PROMPT. Go through the material below and copy all lines with "page".

start RECORDS PROVIDED

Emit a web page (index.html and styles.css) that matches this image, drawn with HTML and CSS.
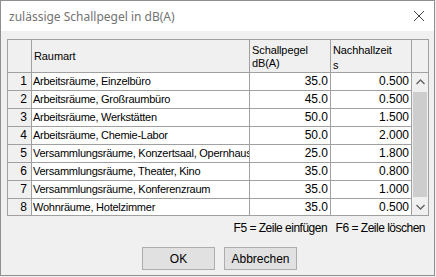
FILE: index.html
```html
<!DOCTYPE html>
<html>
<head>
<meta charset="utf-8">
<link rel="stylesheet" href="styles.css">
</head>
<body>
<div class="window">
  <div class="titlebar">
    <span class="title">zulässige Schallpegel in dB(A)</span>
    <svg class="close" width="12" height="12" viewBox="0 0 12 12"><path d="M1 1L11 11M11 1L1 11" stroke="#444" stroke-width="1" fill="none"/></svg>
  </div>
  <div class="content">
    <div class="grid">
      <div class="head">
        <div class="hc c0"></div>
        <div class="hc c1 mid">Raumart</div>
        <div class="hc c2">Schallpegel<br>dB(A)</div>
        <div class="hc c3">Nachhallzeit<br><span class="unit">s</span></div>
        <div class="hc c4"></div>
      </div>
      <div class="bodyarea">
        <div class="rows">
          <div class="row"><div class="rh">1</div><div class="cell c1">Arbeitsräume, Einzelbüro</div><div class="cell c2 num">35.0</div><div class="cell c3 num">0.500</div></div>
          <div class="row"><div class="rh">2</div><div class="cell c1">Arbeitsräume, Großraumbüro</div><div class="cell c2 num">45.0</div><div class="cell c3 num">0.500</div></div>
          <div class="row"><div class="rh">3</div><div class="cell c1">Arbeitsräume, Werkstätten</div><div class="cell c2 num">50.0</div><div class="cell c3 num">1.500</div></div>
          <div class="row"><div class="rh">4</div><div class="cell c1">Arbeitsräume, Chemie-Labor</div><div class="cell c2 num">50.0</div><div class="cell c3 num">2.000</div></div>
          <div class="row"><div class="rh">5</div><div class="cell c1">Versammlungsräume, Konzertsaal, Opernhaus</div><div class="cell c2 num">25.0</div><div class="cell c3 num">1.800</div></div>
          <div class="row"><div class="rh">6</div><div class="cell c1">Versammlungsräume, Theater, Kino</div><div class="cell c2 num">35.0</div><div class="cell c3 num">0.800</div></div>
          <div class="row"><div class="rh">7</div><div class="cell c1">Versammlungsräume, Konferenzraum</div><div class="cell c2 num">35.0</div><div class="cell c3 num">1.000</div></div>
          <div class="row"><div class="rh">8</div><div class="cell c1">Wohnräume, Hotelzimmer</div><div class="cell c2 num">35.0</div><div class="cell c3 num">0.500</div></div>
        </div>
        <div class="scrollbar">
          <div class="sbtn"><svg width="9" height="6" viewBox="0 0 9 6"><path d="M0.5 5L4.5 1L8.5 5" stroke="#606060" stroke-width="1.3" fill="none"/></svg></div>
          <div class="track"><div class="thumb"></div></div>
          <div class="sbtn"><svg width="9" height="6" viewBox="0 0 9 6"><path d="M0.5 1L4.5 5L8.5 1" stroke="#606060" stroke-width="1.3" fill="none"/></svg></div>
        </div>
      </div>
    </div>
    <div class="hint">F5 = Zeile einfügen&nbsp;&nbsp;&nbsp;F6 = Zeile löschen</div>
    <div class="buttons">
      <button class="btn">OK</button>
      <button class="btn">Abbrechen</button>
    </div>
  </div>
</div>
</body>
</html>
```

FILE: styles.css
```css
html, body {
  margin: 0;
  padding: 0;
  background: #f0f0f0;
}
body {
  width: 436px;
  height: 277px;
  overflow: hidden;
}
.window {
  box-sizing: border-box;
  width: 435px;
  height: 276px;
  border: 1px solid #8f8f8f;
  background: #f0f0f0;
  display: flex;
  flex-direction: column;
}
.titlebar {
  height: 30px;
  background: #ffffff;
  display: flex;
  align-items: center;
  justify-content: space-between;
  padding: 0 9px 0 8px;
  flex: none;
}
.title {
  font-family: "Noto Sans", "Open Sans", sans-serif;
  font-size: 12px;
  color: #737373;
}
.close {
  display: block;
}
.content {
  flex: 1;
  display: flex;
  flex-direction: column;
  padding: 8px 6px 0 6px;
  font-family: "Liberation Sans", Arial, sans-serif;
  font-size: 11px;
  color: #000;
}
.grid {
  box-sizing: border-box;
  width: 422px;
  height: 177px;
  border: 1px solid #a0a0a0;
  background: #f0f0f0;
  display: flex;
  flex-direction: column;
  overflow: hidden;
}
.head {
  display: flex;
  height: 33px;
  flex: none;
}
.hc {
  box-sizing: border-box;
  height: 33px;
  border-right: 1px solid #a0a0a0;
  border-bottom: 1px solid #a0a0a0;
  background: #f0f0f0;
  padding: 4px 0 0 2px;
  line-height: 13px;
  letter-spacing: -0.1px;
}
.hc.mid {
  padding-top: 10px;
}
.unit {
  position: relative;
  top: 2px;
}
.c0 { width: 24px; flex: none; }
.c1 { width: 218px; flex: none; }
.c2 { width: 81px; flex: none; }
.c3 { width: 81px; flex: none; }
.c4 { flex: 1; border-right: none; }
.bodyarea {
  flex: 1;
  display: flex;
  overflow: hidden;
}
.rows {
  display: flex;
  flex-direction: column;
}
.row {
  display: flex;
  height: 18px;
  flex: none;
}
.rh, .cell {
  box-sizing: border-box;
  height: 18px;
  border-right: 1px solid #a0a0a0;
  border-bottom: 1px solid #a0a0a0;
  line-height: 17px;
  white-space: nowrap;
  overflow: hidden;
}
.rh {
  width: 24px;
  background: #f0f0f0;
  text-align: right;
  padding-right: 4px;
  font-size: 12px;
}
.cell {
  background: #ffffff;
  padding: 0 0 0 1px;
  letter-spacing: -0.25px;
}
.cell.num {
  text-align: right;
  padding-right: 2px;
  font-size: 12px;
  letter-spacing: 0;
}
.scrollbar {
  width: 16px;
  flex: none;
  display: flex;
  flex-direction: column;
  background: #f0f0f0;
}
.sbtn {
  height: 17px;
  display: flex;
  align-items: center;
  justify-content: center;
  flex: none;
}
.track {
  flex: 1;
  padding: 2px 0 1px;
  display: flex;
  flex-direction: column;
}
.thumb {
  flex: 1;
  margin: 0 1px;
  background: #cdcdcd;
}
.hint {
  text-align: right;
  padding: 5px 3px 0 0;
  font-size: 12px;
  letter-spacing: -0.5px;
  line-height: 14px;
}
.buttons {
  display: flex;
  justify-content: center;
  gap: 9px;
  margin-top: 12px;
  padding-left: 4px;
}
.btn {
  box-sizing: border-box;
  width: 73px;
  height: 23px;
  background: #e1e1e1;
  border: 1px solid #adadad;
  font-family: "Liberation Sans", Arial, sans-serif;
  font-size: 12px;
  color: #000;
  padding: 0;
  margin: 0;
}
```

end RECORDS PROVIDED
start RECORDS PROVIDED

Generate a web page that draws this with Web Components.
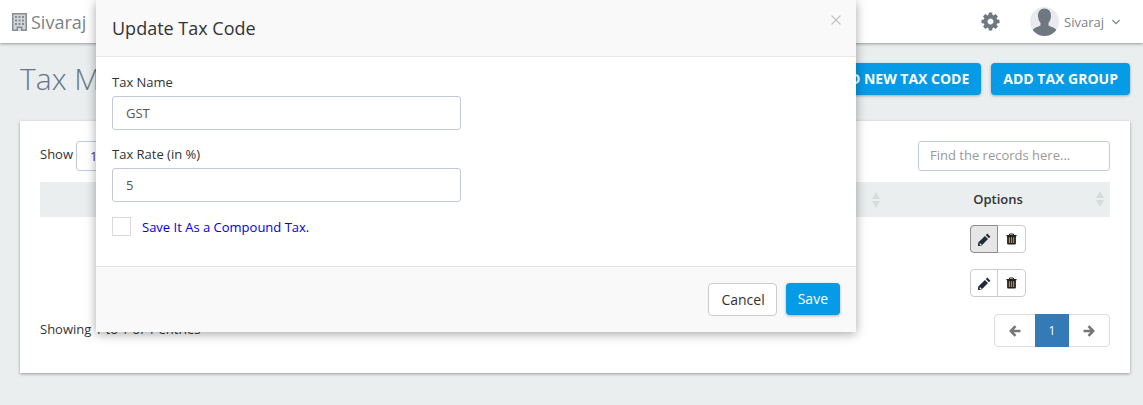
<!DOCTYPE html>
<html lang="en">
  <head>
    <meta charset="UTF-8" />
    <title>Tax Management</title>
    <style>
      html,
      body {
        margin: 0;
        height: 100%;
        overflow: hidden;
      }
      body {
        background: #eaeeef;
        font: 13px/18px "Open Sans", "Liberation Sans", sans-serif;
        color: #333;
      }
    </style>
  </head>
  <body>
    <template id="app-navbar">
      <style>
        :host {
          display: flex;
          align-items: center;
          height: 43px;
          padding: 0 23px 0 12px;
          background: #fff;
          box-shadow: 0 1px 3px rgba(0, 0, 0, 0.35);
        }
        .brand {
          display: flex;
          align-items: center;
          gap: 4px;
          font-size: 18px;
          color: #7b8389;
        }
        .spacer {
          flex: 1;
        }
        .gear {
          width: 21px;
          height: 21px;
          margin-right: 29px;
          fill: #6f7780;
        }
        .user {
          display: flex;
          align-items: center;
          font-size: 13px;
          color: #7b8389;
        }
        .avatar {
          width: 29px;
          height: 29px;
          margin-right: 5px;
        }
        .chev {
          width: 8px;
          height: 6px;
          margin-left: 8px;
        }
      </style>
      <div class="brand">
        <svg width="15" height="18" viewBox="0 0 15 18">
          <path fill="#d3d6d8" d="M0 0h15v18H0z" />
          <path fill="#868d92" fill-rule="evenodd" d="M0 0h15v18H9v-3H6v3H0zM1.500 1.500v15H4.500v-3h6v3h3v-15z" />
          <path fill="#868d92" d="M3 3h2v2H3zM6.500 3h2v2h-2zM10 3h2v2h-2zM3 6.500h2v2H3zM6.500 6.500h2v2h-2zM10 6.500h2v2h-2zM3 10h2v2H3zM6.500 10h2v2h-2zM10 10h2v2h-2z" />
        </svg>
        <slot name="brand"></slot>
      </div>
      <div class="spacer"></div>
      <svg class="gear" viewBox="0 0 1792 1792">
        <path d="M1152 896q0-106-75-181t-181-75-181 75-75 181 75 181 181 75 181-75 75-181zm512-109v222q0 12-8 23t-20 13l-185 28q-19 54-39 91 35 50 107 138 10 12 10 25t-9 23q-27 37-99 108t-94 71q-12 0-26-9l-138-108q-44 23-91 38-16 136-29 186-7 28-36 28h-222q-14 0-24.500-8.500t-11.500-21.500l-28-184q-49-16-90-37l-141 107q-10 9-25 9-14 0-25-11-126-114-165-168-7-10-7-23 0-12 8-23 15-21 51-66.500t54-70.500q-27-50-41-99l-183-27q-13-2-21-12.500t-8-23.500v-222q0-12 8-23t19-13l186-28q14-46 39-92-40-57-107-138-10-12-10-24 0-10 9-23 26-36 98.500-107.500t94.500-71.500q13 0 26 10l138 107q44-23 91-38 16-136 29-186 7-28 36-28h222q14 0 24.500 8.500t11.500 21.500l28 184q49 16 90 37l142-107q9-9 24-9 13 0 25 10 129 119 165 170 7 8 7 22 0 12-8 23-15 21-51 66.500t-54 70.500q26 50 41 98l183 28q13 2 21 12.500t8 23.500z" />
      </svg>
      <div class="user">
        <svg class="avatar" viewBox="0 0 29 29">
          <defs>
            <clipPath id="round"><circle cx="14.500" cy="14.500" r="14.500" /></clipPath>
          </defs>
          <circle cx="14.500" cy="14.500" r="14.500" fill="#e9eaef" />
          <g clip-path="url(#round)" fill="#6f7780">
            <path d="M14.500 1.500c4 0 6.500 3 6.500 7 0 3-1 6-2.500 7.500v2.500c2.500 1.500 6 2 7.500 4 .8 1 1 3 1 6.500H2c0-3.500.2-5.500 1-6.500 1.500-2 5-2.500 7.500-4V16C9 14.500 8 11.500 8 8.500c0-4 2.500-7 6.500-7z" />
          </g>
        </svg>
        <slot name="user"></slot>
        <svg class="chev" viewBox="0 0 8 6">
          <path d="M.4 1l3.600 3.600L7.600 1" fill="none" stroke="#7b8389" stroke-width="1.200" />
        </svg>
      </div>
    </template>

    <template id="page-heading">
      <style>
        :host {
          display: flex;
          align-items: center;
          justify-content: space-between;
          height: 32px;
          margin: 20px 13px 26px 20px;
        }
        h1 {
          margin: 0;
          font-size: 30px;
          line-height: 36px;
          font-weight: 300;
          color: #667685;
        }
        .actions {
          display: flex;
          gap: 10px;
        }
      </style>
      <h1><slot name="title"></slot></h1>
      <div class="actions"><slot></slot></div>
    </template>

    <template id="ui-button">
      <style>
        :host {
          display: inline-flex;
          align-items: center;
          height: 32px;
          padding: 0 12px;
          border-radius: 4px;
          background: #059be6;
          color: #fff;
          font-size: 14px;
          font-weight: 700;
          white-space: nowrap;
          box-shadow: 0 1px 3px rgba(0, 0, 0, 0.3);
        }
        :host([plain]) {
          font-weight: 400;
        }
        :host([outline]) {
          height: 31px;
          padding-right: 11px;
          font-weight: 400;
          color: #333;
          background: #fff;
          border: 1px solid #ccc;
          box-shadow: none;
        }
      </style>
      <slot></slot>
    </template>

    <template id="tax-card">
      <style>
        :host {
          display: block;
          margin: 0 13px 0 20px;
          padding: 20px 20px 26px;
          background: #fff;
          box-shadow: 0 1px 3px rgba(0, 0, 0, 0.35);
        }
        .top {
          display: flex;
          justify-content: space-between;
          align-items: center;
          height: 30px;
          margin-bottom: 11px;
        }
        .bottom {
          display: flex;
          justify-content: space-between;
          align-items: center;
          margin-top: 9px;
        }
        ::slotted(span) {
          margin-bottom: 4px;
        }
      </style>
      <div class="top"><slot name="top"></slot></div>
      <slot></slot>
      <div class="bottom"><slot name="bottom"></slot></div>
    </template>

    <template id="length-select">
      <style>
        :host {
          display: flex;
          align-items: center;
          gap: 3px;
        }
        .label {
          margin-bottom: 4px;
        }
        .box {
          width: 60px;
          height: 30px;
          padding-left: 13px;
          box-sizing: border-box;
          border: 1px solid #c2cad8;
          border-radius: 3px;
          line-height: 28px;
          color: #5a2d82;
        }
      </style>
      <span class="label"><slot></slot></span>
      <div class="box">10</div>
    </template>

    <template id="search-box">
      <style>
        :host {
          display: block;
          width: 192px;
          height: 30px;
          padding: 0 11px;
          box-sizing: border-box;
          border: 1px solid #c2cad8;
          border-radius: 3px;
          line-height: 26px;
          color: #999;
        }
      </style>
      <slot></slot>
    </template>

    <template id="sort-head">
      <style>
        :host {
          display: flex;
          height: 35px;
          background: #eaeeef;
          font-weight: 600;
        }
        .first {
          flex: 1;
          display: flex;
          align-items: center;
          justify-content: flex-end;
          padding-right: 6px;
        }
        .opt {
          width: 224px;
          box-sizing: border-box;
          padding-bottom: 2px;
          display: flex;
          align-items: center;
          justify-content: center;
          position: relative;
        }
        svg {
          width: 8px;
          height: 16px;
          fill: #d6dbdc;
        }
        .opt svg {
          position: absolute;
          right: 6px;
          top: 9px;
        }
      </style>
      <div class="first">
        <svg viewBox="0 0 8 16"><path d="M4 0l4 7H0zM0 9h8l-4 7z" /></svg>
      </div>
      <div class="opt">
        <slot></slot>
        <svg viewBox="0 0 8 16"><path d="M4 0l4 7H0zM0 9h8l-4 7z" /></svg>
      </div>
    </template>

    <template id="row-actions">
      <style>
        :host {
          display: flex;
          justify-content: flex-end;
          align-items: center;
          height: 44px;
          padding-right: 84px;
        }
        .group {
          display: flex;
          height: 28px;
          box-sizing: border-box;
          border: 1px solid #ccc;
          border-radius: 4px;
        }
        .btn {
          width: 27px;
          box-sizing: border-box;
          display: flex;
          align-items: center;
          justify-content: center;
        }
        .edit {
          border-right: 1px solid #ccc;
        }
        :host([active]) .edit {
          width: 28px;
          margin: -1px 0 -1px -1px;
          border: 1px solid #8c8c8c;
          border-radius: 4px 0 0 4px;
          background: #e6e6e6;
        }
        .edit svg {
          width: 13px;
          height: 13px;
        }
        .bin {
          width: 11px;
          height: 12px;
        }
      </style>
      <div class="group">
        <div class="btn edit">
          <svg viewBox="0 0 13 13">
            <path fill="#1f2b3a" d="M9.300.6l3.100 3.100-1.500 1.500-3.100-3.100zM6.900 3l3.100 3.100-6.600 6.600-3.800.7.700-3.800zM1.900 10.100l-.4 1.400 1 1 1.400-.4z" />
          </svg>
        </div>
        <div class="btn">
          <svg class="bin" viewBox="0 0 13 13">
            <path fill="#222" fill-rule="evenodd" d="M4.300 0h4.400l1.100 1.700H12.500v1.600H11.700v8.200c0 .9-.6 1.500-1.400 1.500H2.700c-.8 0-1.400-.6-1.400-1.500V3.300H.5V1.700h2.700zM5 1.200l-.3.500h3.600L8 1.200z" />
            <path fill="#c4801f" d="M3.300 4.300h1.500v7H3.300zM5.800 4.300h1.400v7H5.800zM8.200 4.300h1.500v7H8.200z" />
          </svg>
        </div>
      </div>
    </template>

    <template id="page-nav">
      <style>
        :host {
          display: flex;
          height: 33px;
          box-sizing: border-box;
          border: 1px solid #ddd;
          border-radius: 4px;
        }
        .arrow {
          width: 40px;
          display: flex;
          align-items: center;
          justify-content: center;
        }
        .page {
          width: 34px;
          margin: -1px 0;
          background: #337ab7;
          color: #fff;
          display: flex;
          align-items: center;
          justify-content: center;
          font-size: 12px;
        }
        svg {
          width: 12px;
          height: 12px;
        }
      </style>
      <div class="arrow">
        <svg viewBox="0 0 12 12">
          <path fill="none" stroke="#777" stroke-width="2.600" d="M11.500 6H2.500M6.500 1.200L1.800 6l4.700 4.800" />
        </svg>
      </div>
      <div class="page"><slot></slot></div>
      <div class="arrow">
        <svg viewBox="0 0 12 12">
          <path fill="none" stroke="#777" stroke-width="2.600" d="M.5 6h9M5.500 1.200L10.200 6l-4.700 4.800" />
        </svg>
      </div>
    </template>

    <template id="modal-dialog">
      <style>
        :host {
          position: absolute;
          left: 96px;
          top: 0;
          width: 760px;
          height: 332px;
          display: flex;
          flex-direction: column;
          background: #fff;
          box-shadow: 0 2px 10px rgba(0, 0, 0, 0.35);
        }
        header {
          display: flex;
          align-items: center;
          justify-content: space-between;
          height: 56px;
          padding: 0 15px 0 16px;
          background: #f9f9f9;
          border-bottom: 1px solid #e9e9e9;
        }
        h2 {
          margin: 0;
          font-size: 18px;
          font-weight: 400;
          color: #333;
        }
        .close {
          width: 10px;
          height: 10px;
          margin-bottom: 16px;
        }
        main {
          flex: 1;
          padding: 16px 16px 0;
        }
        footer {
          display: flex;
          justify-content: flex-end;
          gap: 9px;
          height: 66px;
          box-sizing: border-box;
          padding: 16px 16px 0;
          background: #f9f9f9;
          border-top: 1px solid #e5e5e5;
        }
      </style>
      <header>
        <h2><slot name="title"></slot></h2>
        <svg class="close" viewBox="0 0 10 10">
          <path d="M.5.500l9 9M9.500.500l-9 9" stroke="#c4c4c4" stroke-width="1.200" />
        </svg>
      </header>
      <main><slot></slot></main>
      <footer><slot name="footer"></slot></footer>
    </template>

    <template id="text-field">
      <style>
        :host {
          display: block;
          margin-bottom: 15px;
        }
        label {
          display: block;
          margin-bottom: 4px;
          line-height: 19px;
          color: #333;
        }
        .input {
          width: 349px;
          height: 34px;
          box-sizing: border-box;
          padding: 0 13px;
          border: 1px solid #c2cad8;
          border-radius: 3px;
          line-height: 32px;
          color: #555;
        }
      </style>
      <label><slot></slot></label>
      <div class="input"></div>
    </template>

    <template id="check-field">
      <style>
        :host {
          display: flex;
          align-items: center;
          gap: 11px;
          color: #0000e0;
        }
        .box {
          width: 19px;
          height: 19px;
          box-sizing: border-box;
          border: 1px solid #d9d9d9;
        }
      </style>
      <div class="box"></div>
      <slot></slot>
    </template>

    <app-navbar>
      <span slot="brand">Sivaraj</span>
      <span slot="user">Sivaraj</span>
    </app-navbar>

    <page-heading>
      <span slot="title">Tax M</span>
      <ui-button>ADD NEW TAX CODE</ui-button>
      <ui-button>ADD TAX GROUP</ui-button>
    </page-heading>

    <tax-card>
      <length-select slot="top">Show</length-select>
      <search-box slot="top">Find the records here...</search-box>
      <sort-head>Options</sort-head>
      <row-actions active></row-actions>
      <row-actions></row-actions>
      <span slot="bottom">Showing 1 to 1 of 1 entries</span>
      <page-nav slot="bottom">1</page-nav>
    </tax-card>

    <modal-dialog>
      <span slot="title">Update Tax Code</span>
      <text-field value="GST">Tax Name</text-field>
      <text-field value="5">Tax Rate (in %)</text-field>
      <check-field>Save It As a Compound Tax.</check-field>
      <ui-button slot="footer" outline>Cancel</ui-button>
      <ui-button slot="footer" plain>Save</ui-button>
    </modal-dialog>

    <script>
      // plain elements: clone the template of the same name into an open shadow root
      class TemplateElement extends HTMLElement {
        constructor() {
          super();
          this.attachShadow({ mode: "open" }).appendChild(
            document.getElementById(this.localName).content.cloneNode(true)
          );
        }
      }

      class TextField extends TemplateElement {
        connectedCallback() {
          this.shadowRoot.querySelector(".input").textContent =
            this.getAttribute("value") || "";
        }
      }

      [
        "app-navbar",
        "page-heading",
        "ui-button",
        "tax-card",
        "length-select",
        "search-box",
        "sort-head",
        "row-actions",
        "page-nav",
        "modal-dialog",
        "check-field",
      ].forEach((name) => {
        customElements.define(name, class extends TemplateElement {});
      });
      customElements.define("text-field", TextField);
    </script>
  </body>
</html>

end RECORDS PROVIDED

TASK SOLUTION.
Emit a web page (index.html and styles.css) that matches this image, drawn with HTML and CSS.
Generate a web page that draws this with Web Components.
    <template id="page-heading">
    <template id="page-nav">
        .page {
      <div class="page"><slot></slot></div>
    <page-heading>
    </page-heading>
      <page-nav slot="bottom">1</page-nav>
        "page-heading",
        "page-nav",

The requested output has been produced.